Whether or not that winds up being the case will be seen throughout the upcoming season, but teams are still having to make adjustments during the preseason.

Virginia, which has played at a snail’s pace (and with great success, mind you) in recent years, made some adjustments to their summer work in anticipation of playing with a 30-second shot clock. One adjustment was more games of 3-on-3 with a 15-second shot clock, which forced all involved to be more decisive in their offensive decision-making.

While the pack-line defense will always be a staple of Tony Bennett’s teams, the feeling in Charlottesville is that they’ve got the offensive firepower needed to both play faster and be more efficient offensively than they were in 2014-15 (29th nationally in adjusted offensive efficiency per Ken Pomeroy). One of the players who will lead the way is senior guard Malcolm Brogdon, who led the team in scoring and was a first team All-ACC selection, and he discussed the team’s outlook with Mike Barber of the Richmond Times-Dispatch.

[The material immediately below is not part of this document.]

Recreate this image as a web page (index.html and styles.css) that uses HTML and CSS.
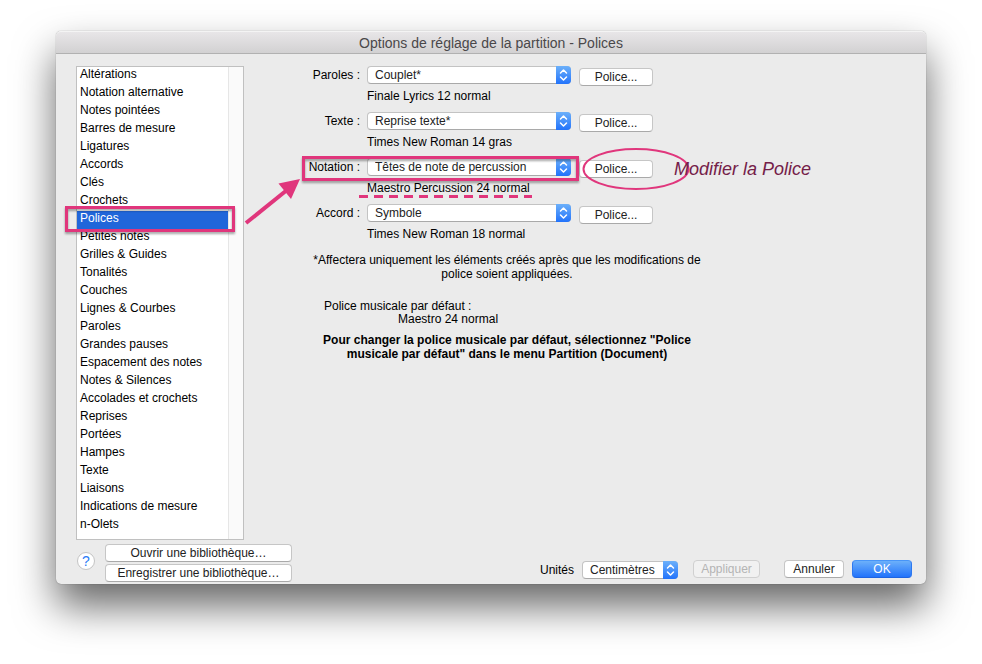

And even though Anderson’s highlight-reel shot blocking was the thing that frequently fueled fast-breaks for U.Va. last season, Brogdon and [Anthony] Gill said they expect this year’s team to actually push the tempo even more.

“I think we’re going to be a team that gets out and runs more,” Brogdon said. “I think we’ll have three guards on the floor, most of the time, will be able to handle the ball as a point guard and get out in transition. I think we’ll play a lot faster.”

Brogdon and Gill are two of the team’s three returning starters with point guard London Perrantes being the other, and the Cavaliers also return most of their reserves from last year’s rotation. That experience will help them on both ends of the floor as they prepare for a run at a third straight ACC regular season title. And in theory it also allows them to extend themselves a bit more offensively than they did a season ago.